■ Written instruction: Each line containing the word "components" must be reported.

------------------------------------------------------------------------

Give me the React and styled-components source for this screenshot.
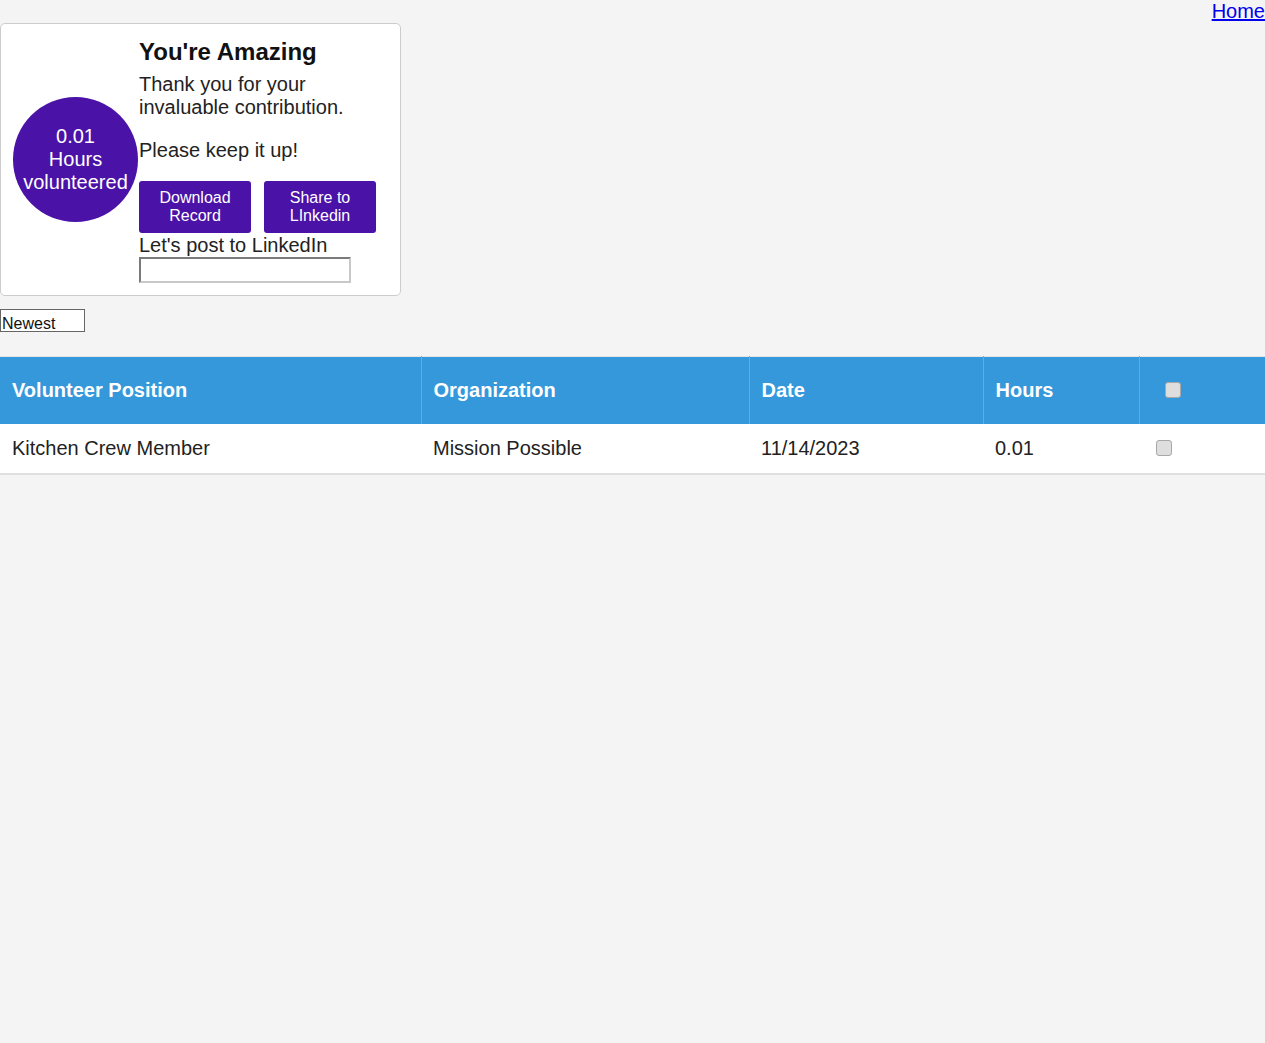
import React from "react";
import styled, { createGlobalStyle } from "styled-components";

const GlobalStyle = createGlobalStyle`
  body {
    margin: 0;
    background: #f4f4f4;
    font-family: "Liberation Sans", Arial, sans-serif;
    color: #222;
  }
`;

const purple = "#4a12a7";

const TopBar = styled.div`
  display: flex;
  justify-content: flex-end;
  height: 23px;

  a {
    color: #0000ee;
    font-size: 20px;
    line-height: 23px;
    text-decoration: underline;
  }
`;

const Card = styled.div`
  width: 375px;
  padding: 12px;
  display: flex;
  align-items: center;
  background: #fff;
  border: 1px solid #ccc;
  border-radius: 5px;
`;

const Circle = styled.div`
  flex: 0 0 125px;
  height: 125px;
  border-radius: 50%;
  background: ${purple};
  color: #fff;
  display: flex;
  align-items: center;
  justify-content: center;
  text-align: center;
  font-size: 20px;
  line-height: 23px;
`;

const Content = styled.div`
  width: 250px;
  margin-left: 1px;

  h2 {
    margin: 2px 0 7px;
    font-size: 24px;
    line-height: 28px;
    color: #111;
  }

  p {
    margin: 0 0 20px;
    font-size: 20px;
    line-height: 23px;
  }

  p + p {
    margin-bottom: 19px;
  }
`;

const Buttons = styled.div`
  display: flex;
  gap: 13px;
`;

const Button = styled.button`
  width: 112px;
  height: 52px;
  padding: 0 8px;
  border: none;
  border-radius: 3px;
  background: ${purple};
  color: #fff;
  font-family: "Liberation Sans", Arial, sans-serif;
  font-size: 16px;
  line-height: 18px;
`;

const Label = styled.div`
  font-size: 20px;
  line-height: 24px;
`;

const TextBox = styled.input`
  display: block;
  box-sizing: border-box;
  width: 212px;
  height: 26px;
  margin: 0;
  border: 2px solid;
  border-color: #7a7a7a #c8c8c8 #c8c8c8 #7a7a7a;
  background: #fff;
`;

const SortBox = styled.select`
  display: block;
  margin: 13px 0 24px;
  box-sizing: border-box;
  width: 85px;
  height: 23px;
  padding: 5px 1px 0;
  appearance: none;
  border: 1px solid #666;
  border-radius: 0;
  background: #fff;
  font-family: "Liberation Sans", Arial, sans-serif;
  font-size: 16px;
  line-height: 18px;
  color: #111;
`;

const Table = styled.table`
  width: 100%;
  border-collapse: collapse;
  table-layout: fixed;
  border-top: 1px solid #e4e4e4;
`;

const Th = styled.th`
  width: ${(p) => p.w}px;
  height: 67px;
  padding: 0 12px;
  box-sizing: border-box;
  background: #3598db;
  color: #fff;
  font-size: 20px;
  font-weight: bold;
  text-align: left;
  border-left: 1px solid #5caee3;
  &:first-child {
    border-left: none;
  }
`;

const Tr = styled.tr`
  background: #fff;
  border-bottom: 2px solid #e0e0e0;
`;

const Td = styled.td`
  height: 49px;
  padding: 0 12px;
  font-size: 20px;
  color: #222;
`;

const Check = styled.input.attrs({ type: "checkbox" })`
  appearance: none;
  display: block;
  width: 16px;
  height: 16px;
  margin: 0 0 0 ${(p) => p.offset}px;
  background: #dedede;
  border: 1px solid #a8a8a8;
  border-radius: 3px;
`;

const columns = [
  { label: "Volunteer Position", w: 421 },
  { label: "Organization", w: 328 },
  { label: "Date", w: 234 },
  { label: "Hours", w: 156 },
];

const rows = [
  { position: "Kitchen Crew Member", org: "Mission Possible", date: "11/14/2023", hours: "0.01" },
];

export default function App() {
  return (
    <>
      <GlobalStyle />
      <TopBar>
        <a href="#">Home</a>
      </TopBar>
      <Card>
        <Circle>
          0.01
          <br />
          Hours
          <br />
          volunteered
        </Circle>
        <Content>
          <h2>You're Amazing</h2>
          <p>Thank you for your invaluable contribution.</p>
          <p>Please keep it up!</p>
          <Buttons>
            <Button>Download Record</Button>
            <Button>Share to LInkedin</Button>
          </Buttons>
          <Label>Let's post to LinkedIn</Label>
          <TextBox type="text" />
        </Content>
      </Card>
      <SortBox defaultValue="newest">
        <option value="newest">Newest</option>
        <option value="oldest">Oldest</option>
      </SortBox>
      <Table>
        <thead>
          <tr>
            {columns.map((c) => (
              <Th key={c.label} w={c.w}>
                {c.label}
              </Th>
            ))}
            <Th>
              <Check offset={13} />
            </Th>
          </tr>
        </thead>
        <tbody>
          {rows.map((r) => (
            <Tr key={r.position}>
              <Td>{r.position}</Td>
              <Td>{r.org}</Td>
              <Td>{r.date}</Td>
              <Td>{r.hours}</Td>
              <Td>
                <Check offset={5} />
              </Td>
            </Tr>
          ))}
        </tbody>
      </Table>
    </>
  );
}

------------------------------------------------------------------------

■ Result for this exercise:
Give me the React and styled-components source for this screenshot.
import styled, { createGlobalStyle } from "styled-components";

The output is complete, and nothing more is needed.